Ich nehme den Geruch des auf der Wiese liegenden Laubs ganz bewusst in all seiner Vielfalt auf. Ich höre den Vögeln, die noch nicht in den Süden geflogen sind, sehr aufmerksam beim Zwitschern zu. Ich beobachte die unterschiedlichen Insekten, während sie auf meinem Schreibblock landen und dann wieder davonfliegen. Ich sehe Menschen mit unterschiedlichen Hautfarben beim Auf-und-ab-Gehen zu. Ich helfe einem kleinen Jungen dabei, seine Fahrradpedal zu reparieren, ermahne ihn aber, es bei der ersten Gelegenheit von einem Fachmann ansehen zu lassen. Ich bemerke, wie morsch die Äste an den Bäumen bereits sind. Ich fühle, wie sich der Sommer schon vor Wochen verabschiedet und sich damit eine meiner größten jährlichen Befürchtungen zu bewahrheiten scheint: Es kommt ein langer und kalter Winter auf uns zu. Ich spüre die Kälte bereits an meinen Fingern beim Schreiben dieser Zeilen.
Doch ist wirklich alles am Herbst und am darauffolgenden Winter so schlimm, wie ich es befürchte? Mag sein, dass der Sommer angenehmer ist, jedoch kann auch der Herbst auf seine eigene Art und Weise wunderschön sein. Selbst wenn ich ein Sommermensch bin und es von mir aus das ganze Jahr warm sein könnte, ist dessen Ende kein Grund für mich, bis zum Frühling eingesperrt zu bleiben und in eine große Depression zu verfallen.

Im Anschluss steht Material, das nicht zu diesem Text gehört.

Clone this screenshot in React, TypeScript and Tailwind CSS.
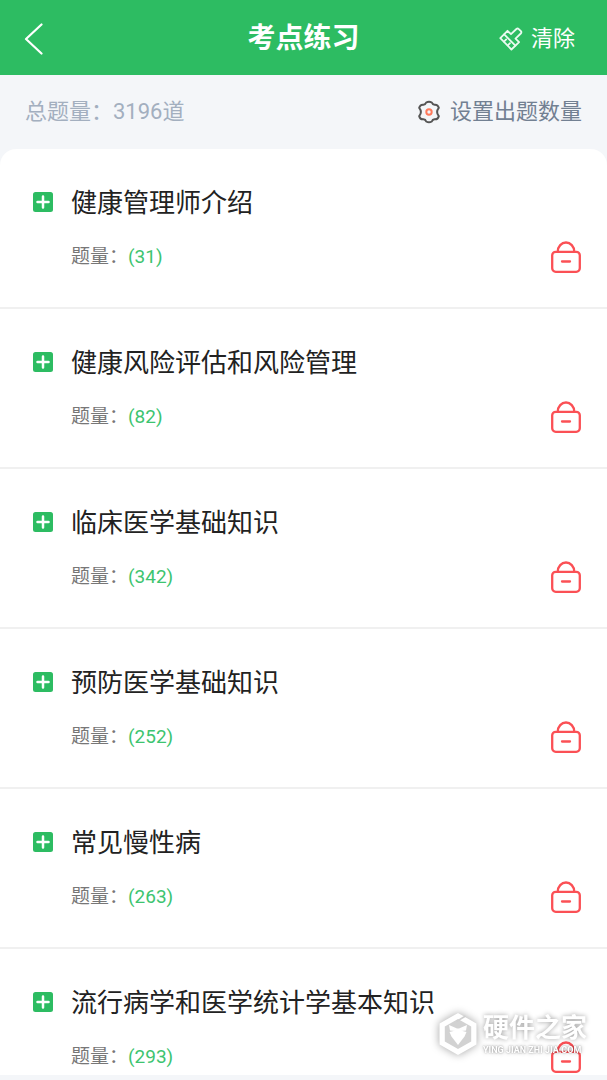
const chapters = [
  { id: 1, title: "健康管理师介绍", count: 31 },
  { id: 2, title: "健康风险评估和风险管理", count: 82 },
  { id: 3, title: "临床医学基础知识", count: 342 },
  { id: 4, title: "预防医学基础知识", count: 252 },
  { id: 5, title: "常见慢性病", count: 263 },
  { id: 6, title: "流行病学和医学统计学基本知识", count: 293 },
];

function BackIcon() {
  return (
    <svg width="20" height="32" viewBox="0 0 20 32" fill="none" stroke="#fff" strokeWidth="2.2" strokeLinecap="round" strokeLinejoin="round">
      <path d="M17.5 1.5 2 16l15.5 14.5" />
    </svg>
  );
}

function BroomIcon() {
  return (
    <svg width="24" height="24" viewBox="0 0 24 24" fill="none" stroke="#eafaf0" strokeWidth="1.8" strokeLinecap="round" strokeLinejoin="round">
      <path d="M8.500 3.800 12 7.200 17.400 2q1.200-1 2.400.1l2.100 2.100q1 1.200-.1 2.300l-5.300 5.100 3.600 3.500L12.400 22.500 1.300 11.200Z" />
      <path d="m5.200 7.400 11.200 11.200" />
      <path d="m5 14.600 2.200-2.200M8.800 18.400l2.200-2.200" />
    </svg>
  );
}

function GearIcon() {
  return (
    <svg width="22" height="24" viewBox="0 0 22 24" fill="none" strokeWidth="2" strokeLinejoin="round">
      <path
        stroke="#555"
        d="M8.200 2.500Q11 .8 13.800 2.500q.7 2 2.700 2.200 3.300-.4 4.300 3.100-1.700 2.100-1.700 4.200 0 2.100 1.700 4.200-1 3.500-4.300 3.100-2 .2-2.700 2.200-2.800 1.700-5.600 0-.7-2-2.700-2.200-3.300.4-4.300-3.100 1.700-2.100 1.700-4.200 0-2.100-1.700-4.200 1-3.500 4.300-3.100 2-.2 2.700-2.200Z"
      />
      <circle cx="11" cy="12" r="2.700" stroke="#ff7a5c" />
    </svg>
  );
}

function PlusIcon() {
  return (
    <svg width="20" height="20" viewBox="0 0 20 20">
      <rect width="20" height="20" rx="2.500" fill="#2dbc62" />
      <path d="M10 4.500v11M4.500 10h11" stroke="#fff" strokeWidth="2.500" strokeLinecap="round" />
    </svg>
  );
}

function LockIcon() {
  return (
    <svg width="30" height="32" viewBox="0 0 30 32" fill="none" stroke="#fb5055" strokeWidth="2.300" strokeLinecap="round">
      <rect x="1.200" y="10.800" width="27.600" height="20" rx="3.500" />
      <path d="M6.800 10.500a8.200 9 0 0 1 16.400 0M11 20.500h8" />
    </svg>
  );
}

function Watermark() {
  return (
    <div className="pointer-events-none absolute right-5 bottom-6 flex items-center gap-1.5 text-white">
      <svg className="overflow-visible drop-shadow-[0_0_4px_rgba(0,0,0,0.35)]" width="38" height="44" viewBox="0 0 38 44">
        <path d="M19 1 37.500 11.500v21L19 43 .5 32.500v-21Z" fill="#d2d2d2" />
        <path fillRule="evenodd" fill="#fff" d="M19 1 37.500 11.500v21L19 43 .5 32.500v-21ZM19 7 5.800 14.500v15L19 37l13.200-7.500v-15Z" />
        <path d="m26.500 4-9 5.500" stroke="#cfcfcf" strokeWidth="1.500" />
        <path d="m10 13 8 3.500h2l8-3.500-1 5.500-5 .5h-6l-5-.5Z" fill="#fff" />
        <path d="m10.500 20 4-1h9l4 1-2 4.500L19 33l-6.500-8.500Z" fill="#fff" />
      </svg>
      <div>
        <div className="text-[26px] leading-8 font-bold [text-shadow:0_0_5px_rgba(0,0,0,0.4)]">硬件之家</div>
        <div className="text-[9px] leading-3 font-bold whitespace-nowrap [text-shadow:0_0_2px_rgba(0,0,0,0.35),0_0_4px_rgba(0,0,0,0.35)]">YING JIAN ZHI JIA.COM</div>
      </div>
    </div>
  );
}

export default function App() {
  return (
    <div className="relative flex h-screen flex-col overflow-hidden bg-[#f4f6f9] font-[Roboto,'Noto_Sans_CJK_SC',sans-serif]">
      <header className="grid h-[75px] shrink-0 grid-cols-[1fr_auto_1fr] items-center bg-[#2dbc62] px-6 pt-0.5 text-white">
        <button type="button" aria-label="返回" className="justify-self-start">
          <BackIcon />
        </button>
        <h1 className="text-[28px] leading-9 font-bold">考点练习</h1>
        <button type="button" className="mr-2 flex items-center gap-2 justify-self-end text-[22px] leading-8">
          <BroomIcon />
          清除
        </button>
      </header>

      <div className="flex h-[74px] shrink-0 items-center justify-between px-[25px] text-[22px] leading-8">
        <span className="text-[#a3afbf]">总题量：3196道</span>
        <button type="button" className="flex items-center gap-2.5 text-[#728092]">
          <GearIcon />
          设置出题数量
        </button>
      </div>

      <main className="mb-[5px] min-h-0 flex-1 overflow-y-auto rounded-t-2xl bg-white [scrollbar-width:none]">
        <ul>
          {chapters.map((chapter) => (
            <li key={chapter.id} className="flex h-40 border-b-2 border-[#f0f0f0] pt-9 pr-[26px] pl-[33px]">
              <button type="button" aria-label={`展开${chapter.title}`} className="flex h-[34px] w-[38px] shrink-0 items-center">
                <PlusIcon />
              </button>
              <div className="flex flex-1 flex-col gap-5">
                <h2 className="text-[26px] leading-9 text-[#222]">{chapter.title}</h2>
                <div className="flex h-8 items-center justify-between text-[19px]">
                  <p className="text-[#777]">
                    题量：<span className="text-[#3dc470]">({chapter.count})</span>
                  </p>
                  <LockIcon />
                </div>
              </div>
            </li>
          ))}
        </ul>
      </main>

      <Watermark />
    </div>
  );
}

Zum einen deshalb, weil die ganzen oben beschriebenen Dinge auf ihre eigene Art und Weise einzigartig und wunderschön sind und zum anderen, weil diese Jahreszeit uns einen Grund gibt, uns auf etwas zu freuen: Der Frühling ist näher als wir denken.
Meine Einstellung ist vor allem der Tatsache zu verdanken, dass ich ein sehr positiv eingestellter Mensch bin, das streite ich nicht ab. Denn ich versuche immer, das Positive über das Negative zu stellen und, wenn es der Sache sonst schon nichts abzugewinnen gibt, einen Lerneffekt aus der schlechten Erfahrung zu ziehen. Diese Welt ist nun mal zu einem sehr großen Teil ein Spiegelbild der eigenen Gedanken. Deshalb will ich euch, liebe Leser, dazu ermutigen, ebenfalls das Positive dem Negativen vorzuziehen.
Schaut raus aus euren vier Wänden und beginnt damit, die Welt in all ihrer Pracht wahrzunehmen. Taucht in das trübe aber auf seine eigene Art wunderschöne Bild des Herbstes ein und werdet eines mit der Atmosphäre, die dieser vermittelt. Ihr werdet dadurch selbst dessen Attraktivität kennenlernen und zusätzlich ein paar Kalorien verbrennen sowie ihr auch eurem Herz-Kreislauf-System etwas Gutes tun werdet.

Zu welchem Schluss kommen wir deshalb?
Der Herbst hat ganz eigene Vorzüge zu bieten. Lasst euch von der Kälte und der scheinbaren Unfreundlichkeit dieser Jahreszeit nicht täuschen. Begebt euch in die Natur. Beobachtet und analysiert sie. Nehmt den guten Geruch der Blätter und Nadeln wahr, der zu dieser Zeit stärker denn je präsent ist. Dann wird die Kälte auch so schnell an euch vorbeiziehen, wie es Eichenblätter bei starkem Wind tun. Denn eines ist, wie weiter sicher: Der nächste Sommer kommt bestimmt, früher als ihr denkt.